DATA SHOWN =>
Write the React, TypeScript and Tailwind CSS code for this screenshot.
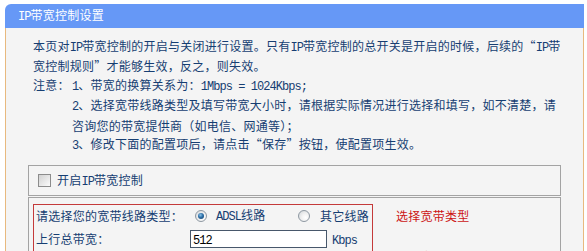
...
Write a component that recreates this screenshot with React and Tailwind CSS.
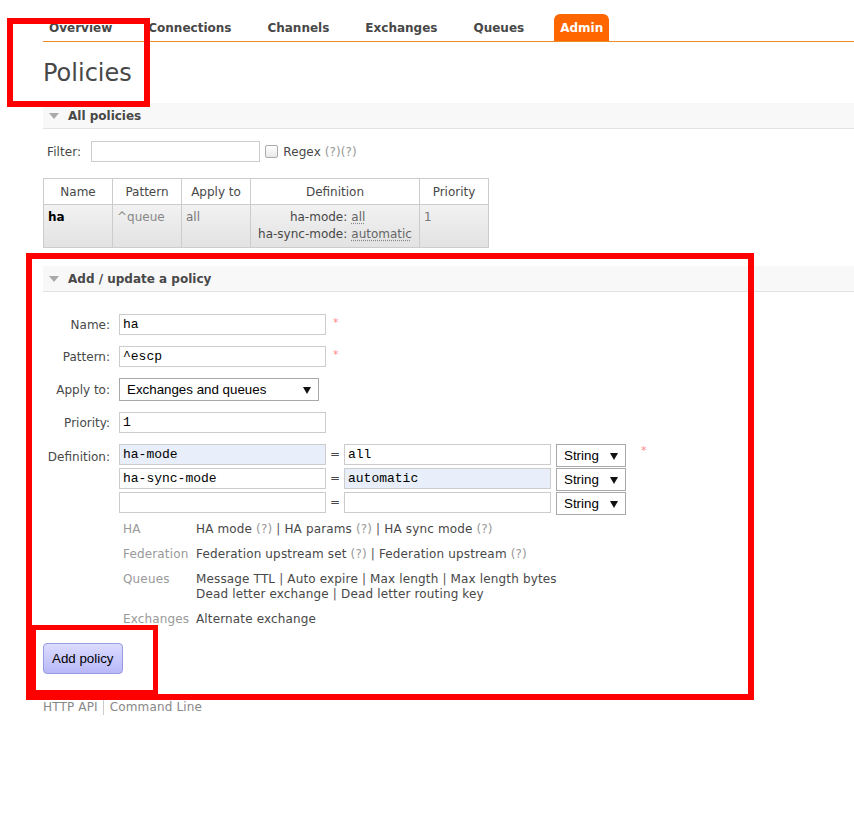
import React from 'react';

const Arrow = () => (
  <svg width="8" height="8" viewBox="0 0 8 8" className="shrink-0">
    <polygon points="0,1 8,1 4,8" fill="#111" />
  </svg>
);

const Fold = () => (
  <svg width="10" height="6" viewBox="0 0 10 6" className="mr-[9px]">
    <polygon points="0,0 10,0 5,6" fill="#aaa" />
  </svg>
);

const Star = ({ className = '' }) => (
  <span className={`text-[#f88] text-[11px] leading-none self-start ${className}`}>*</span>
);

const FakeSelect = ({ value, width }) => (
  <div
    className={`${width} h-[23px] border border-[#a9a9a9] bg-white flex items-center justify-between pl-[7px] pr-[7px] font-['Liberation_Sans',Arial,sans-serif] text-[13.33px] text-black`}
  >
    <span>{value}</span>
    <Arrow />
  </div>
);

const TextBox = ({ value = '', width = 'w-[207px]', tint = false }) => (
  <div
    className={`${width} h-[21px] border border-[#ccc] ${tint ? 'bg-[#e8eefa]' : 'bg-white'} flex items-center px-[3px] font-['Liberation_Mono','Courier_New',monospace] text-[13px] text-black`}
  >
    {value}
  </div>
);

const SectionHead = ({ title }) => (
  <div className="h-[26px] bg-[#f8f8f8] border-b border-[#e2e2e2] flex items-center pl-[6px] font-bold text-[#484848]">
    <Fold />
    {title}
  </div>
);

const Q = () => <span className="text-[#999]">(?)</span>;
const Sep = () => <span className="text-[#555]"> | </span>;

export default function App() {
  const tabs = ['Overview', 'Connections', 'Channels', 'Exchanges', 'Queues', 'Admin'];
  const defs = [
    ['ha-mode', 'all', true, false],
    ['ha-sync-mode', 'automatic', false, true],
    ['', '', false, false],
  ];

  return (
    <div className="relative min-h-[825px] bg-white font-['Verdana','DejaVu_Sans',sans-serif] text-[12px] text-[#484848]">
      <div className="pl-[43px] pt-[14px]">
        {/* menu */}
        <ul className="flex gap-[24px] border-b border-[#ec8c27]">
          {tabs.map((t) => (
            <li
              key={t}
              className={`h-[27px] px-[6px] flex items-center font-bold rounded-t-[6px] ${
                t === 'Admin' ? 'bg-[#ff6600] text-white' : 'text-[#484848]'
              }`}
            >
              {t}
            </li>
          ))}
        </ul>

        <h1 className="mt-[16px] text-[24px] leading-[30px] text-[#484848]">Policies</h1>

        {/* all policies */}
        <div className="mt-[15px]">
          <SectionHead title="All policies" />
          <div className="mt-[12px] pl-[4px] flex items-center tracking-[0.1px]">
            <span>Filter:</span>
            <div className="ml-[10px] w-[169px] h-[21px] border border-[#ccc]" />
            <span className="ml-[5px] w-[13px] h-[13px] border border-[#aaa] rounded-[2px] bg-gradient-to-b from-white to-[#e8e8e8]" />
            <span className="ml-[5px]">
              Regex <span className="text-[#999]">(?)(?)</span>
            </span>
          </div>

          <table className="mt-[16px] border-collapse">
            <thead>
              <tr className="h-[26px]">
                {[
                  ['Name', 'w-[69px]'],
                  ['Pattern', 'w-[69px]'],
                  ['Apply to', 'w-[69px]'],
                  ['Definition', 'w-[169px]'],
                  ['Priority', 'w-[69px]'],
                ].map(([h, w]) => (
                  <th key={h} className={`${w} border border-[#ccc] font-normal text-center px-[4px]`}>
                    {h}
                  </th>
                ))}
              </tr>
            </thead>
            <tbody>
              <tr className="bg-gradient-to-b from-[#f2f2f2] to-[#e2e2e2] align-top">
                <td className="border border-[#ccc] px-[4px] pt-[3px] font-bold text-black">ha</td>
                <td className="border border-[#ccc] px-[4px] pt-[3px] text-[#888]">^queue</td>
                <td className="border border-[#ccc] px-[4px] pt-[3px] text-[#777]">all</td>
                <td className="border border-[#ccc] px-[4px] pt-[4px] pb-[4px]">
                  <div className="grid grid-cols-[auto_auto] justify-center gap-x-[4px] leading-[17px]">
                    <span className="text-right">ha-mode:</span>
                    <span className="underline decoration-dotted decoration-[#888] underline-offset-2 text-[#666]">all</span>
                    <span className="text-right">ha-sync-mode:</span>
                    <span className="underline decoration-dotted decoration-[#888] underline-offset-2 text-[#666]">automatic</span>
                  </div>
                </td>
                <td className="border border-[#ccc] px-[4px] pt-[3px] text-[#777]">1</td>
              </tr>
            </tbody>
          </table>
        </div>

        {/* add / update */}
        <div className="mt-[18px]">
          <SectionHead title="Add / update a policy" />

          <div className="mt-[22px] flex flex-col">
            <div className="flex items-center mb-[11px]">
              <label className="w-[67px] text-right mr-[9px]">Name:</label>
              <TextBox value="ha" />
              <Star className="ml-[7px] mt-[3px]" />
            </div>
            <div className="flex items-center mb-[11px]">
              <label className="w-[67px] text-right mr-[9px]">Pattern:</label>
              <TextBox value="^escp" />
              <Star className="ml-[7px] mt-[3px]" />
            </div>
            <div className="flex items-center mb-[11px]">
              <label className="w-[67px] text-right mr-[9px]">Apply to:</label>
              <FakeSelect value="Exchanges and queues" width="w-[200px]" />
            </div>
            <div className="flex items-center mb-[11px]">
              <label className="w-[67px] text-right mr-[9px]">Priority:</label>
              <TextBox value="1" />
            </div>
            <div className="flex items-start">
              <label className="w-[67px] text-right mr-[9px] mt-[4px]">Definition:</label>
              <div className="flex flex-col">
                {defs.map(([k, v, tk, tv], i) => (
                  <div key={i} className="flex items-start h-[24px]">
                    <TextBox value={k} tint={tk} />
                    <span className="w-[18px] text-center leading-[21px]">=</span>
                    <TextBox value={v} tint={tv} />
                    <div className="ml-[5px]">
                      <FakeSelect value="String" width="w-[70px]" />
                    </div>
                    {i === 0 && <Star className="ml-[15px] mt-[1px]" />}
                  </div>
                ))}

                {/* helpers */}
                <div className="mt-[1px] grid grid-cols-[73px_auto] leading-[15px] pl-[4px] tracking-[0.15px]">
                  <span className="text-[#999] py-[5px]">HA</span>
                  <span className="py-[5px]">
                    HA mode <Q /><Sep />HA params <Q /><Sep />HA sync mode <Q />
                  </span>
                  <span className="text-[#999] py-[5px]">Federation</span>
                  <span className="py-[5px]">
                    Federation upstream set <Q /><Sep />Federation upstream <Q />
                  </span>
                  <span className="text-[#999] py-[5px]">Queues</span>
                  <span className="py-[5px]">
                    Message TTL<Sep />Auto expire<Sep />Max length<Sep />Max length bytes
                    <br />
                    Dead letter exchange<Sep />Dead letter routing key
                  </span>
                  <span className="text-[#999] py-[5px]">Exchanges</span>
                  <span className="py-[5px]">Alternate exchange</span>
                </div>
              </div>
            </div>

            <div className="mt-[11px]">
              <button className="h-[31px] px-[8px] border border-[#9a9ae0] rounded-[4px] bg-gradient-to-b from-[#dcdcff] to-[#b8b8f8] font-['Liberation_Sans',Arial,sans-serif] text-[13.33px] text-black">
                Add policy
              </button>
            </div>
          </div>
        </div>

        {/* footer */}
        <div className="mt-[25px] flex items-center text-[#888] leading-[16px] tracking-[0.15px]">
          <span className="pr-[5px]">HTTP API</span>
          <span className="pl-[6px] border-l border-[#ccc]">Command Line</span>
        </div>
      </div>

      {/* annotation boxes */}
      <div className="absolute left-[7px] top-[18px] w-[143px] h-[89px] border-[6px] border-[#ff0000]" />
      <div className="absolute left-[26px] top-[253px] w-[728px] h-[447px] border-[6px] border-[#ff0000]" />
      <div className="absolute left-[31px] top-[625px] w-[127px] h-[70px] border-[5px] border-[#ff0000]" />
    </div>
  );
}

STATED PROBLEM => Count each line of the entries that holds the word "screenshot", then state the total and nothing more.

WRITTEN SOLUTION => 2